Members of the House of Representatives returned to steamy Washington in a rare August callback and quickly passed a $26 billion jobs bill with unmistakable implications for the November congressional elections.

President Barack Obama signed the bill into law just hours after the House passed it in a special oneday session during what would normally have been the lawmakers’ summer break.

Both the majority Democrats and the Republicans expect to score political points from the vote. Obama’s Democrats contend the new law will save jobs and boost the ailing economy. Republicans say their opposition to the bill was designed to stop profligate spending by the Democratic government at a time when the U.S. budget deficit is at an all-time high and is climbing.

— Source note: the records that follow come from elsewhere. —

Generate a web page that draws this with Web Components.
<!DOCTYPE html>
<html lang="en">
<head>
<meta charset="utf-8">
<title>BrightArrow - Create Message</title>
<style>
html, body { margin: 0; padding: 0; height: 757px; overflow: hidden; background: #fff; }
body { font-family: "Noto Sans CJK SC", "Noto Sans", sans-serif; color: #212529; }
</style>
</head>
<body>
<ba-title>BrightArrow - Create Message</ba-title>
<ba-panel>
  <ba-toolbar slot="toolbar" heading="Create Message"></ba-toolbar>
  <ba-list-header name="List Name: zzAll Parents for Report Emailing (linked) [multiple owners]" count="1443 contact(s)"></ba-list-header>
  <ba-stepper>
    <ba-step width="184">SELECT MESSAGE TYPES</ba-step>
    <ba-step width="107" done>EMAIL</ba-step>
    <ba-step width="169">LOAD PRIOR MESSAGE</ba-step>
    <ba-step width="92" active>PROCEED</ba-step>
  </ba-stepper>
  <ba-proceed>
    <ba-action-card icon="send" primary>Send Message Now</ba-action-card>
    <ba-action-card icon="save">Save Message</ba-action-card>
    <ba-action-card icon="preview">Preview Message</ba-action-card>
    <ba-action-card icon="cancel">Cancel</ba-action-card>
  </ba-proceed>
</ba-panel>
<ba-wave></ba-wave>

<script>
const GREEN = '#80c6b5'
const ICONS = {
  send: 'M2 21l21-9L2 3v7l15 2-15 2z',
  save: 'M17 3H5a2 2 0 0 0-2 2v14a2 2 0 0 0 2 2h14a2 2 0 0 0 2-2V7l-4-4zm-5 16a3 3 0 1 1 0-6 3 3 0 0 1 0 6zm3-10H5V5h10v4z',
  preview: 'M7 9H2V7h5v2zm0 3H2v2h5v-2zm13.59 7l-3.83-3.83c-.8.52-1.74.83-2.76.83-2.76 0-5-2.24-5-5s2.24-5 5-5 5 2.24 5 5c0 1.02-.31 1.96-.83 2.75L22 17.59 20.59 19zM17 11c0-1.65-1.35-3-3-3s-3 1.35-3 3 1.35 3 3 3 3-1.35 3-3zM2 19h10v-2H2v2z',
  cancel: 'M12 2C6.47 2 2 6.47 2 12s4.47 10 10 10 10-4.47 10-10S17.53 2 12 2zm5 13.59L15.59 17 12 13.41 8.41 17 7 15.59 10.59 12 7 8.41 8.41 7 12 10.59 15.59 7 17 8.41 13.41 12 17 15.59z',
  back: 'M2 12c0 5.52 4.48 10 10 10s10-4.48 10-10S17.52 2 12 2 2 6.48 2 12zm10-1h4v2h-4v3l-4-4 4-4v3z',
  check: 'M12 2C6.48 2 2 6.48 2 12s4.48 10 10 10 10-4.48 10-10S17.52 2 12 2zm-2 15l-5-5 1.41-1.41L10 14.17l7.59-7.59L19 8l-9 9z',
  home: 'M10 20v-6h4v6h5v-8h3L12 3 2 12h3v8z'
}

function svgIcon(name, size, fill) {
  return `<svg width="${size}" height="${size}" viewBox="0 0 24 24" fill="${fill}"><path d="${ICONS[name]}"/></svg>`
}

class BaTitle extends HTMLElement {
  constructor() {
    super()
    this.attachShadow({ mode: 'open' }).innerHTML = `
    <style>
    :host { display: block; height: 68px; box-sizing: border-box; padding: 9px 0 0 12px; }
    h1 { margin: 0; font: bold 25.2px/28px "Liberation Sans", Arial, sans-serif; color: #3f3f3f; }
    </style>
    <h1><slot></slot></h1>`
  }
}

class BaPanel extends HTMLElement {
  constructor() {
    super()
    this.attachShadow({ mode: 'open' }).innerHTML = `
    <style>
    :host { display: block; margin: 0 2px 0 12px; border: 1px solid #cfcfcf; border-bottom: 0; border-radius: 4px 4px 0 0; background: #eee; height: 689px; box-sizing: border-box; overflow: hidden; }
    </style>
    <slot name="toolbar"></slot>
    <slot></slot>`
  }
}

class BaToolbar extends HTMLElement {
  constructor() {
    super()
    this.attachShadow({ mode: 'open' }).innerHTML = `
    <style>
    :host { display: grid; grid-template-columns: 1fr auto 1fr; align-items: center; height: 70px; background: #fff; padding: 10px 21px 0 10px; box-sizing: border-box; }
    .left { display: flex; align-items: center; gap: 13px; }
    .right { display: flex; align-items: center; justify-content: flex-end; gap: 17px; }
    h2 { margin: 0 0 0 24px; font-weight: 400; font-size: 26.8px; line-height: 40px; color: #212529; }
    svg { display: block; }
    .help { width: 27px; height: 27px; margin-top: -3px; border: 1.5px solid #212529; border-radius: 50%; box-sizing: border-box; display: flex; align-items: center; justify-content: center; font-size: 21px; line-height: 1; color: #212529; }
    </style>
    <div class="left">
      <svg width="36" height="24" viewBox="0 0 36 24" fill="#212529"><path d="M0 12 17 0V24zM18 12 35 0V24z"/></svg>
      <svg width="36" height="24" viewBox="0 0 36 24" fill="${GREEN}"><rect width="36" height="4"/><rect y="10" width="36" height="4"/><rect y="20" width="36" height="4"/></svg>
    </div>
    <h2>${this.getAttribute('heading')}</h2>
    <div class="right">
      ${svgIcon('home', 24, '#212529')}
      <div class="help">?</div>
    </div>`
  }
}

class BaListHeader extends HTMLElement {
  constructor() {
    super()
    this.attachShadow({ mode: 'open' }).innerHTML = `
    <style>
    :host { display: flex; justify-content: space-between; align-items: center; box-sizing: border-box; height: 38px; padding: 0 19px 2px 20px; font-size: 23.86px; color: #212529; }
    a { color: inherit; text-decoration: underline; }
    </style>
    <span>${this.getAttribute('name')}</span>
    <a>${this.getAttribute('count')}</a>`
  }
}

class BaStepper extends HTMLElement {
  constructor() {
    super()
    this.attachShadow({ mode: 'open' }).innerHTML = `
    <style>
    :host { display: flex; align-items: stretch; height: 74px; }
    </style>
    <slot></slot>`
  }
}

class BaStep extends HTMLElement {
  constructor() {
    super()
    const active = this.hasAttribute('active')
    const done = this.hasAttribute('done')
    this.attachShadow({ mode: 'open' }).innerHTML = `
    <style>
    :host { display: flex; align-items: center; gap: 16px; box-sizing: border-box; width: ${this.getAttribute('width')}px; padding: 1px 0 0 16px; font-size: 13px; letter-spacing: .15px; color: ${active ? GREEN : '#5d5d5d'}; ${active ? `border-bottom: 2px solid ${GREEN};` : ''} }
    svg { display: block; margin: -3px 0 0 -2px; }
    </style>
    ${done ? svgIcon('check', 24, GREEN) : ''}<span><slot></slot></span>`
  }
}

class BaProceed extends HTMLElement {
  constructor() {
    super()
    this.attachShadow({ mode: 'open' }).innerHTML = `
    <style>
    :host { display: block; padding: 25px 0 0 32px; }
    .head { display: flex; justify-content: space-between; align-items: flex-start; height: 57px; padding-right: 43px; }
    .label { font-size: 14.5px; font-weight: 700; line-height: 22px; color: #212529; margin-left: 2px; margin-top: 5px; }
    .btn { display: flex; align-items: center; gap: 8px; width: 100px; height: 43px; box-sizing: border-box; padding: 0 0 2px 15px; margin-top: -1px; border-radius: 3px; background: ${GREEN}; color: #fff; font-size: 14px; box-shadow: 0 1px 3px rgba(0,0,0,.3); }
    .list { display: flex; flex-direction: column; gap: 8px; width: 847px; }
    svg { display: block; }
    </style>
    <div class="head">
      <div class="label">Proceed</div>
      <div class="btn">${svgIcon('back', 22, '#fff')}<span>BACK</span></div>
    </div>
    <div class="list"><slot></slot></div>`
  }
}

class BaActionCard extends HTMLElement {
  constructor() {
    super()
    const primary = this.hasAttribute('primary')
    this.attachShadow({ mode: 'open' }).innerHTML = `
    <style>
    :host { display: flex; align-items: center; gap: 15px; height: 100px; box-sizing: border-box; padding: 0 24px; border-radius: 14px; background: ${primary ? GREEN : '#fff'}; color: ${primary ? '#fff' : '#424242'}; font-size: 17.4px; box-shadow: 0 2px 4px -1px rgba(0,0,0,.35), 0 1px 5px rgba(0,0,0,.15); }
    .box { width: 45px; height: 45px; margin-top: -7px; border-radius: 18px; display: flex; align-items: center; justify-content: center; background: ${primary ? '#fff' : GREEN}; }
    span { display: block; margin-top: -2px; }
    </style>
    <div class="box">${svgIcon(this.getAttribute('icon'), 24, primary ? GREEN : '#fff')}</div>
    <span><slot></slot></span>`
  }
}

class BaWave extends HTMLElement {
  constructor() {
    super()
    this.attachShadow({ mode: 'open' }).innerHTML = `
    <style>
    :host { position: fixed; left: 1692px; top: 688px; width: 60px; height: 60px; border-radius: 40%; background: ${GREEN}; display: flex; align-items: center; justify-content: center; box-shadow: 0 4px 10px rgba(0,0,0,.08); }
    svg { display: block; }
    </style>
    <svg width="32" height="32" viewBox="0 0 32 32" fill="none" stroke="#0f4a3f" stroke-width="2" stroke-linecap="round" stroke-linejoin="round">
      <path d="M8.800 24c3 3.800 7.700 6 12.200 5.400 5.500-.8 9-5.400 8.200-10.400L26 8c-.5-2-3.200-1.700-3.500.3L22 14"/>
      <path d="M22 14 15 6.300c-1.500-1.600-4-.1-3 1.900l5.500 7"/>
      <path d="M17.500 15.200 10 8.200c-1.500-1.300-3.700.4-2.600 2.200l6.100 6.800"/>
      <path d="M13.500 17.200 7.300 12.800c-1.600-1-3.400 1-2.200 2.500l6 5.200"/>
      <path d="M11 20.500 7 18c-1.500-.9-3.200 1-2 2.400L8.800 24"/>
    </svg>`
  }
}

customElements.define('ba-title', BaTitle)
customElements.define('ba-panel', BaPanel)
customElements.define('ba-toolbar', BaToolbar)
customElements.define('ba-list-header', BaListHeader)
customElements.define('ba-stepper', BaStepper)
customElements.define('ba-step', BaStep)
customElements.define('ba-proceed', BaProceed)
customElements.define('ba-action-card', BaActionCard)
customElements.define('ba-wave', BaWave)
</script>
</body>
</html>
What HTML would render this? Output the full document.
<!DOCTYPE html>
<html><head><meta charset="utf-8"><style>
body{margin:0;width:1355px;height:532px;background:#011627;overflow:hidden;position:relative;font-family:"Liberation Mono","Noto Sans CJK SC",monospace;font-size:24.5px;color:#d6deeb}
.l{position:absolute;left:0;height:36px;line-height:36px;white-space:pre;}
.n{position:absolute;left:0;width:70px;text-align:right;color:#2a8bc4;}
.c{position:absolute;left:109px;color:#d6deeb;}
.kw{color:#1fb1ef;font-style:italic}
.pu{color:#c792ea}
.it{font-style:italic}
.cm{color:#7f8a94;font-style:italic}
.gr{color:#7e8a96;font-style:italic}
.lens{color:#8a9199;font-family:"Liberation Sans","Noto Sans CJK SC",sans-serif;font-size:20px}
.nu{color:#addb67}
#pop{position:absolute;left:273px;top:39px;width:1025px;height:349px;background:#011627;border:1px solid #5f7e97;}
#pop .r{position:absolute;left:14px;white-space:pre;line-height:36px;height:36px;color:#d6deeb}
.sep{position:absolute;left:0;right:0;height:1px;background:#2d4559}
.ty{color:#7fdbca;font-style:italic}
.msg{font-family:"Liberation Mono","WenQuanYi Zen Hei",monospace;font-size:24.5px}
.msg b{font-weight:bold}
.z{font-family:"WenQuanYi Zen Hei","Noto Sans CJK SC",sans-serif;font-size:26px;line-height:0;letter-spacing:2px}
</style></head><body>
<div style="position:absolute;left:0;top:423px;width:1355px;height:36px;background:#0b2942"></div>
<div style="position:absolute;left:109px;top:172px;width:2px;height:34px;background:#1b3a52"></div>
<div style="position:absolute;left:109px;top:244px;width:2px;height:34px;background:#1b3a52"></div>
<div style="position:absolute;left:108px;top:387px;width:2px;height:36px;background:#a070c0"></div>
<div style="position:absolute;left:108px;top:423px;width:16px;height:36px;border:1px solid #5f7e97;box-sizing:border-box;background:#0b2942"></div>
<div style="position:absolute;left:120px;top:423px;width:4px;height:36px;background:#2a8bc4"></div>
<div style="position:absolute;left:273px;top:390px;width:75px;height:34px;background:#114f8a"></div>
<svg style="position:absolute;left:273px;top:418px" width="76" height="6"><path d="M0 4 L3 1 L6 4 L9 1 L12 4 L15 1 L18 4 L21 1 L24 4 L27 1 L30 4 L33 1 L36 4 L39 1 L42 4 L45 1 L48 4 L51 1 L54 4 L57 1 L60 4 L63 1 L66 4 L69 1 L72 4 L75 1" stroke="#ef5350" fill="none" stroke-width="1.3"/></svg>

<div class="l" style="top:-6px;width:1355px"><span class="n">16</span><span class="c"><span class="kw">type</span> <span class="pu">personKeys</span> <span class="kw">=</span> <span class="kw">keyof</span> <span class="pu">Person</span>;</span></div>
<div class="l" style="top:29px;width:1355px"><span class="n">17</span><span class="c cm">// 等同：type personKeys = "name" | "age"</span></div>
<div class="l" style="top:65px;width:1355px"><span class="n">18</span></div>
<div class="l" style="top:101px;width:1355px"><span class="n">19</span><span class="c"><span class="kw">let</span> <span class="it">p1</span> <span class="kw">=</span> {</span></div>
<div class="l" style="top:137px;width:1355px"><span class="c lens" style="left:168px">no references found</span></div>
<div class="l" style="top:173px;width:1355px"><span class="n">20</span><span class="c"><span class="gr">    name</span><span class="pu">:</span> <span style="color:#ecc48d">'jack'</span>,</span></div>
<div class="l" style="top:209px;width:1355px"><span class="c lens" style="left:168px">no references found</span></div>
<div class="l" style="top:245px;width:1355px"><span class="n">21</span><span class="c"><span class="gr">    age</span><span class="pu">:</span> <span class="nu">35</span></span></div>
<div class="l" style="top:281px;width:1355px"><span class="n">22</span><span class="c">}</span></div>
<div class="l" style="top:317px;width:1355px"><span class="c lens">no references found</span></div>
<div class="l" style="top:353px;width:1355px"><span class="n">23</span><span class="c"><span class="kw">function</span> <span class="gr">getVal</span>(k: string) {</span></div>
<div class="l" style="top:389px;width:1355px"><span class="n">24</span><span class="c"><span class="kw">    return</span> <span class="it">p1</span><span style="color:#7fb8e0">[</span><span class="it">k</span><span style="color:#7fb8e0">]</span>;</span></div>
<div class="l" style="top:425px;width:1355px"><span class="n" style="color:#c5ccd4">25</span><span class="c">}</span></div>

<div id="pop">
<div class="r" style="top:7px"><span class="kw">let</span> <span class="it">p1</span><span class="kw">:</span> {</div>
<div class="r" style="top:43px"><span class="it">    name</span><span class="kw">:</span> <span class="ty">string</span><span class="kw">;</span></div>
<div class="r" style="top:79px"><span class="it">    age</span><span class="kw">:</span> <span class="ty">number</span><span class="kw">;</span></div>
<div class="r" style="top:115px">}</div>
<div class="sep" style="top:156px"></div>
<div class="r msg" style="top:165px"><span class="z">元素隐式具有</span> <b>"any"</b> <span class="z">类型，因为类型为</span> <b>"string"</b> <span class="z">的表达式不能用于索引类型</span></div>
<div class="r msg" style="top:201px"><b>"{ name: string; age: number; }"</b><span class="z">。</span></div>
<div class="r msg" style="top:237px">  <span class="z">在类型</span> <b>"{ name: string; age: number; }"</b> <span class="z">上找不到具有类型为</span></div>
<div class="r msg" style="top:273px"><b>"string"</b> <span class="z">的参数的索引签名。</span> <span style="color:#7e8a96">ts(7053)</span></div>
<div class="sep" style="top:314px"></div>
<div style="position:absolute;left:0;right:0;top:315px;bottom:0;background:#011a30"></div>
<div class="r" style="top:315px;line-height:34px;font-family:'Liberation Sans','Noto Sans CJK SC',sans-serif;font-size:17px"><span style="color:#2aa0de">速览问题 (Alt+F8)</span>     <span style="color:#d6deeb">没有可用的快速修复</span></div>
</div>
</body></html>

The $26 billion bill would protect 300,000 teachers, police and others from election year layoffs. Obama and Democrats said quick action was necessary before children return to classrooms minus teachers laid off because of budgetary crises in states that have been hit hard by the recession.

House Democratic leaders, intent on showing disenchanted voters their commitment to economic recovery, insisted on the one-day session to pass the highly political legislation.

Lawmakers rushing back from town hall meetings and vacations also addressed another issue that will be on voters’ minds this November, lax security on the U.S. borders, especially the southern border with Mexico. They approved a $600 million bill to reinforce surveillance along that border.

The leader of the House, Speaker Nancy Pelosi, convened the recess session because the Senate passed both the $26 billion jobs bill and the border security bill last Thursday, after the House had left for its sixweek summer break.

The jobs legislation provides $10 billion to school districts to rehire laid-off teachers or ensure that more teachers will not be let go before the new school year begins. The money could keep more than 160,000 teachers, including 16,000 in California and 14,000 in Texas, on the job, advocates say.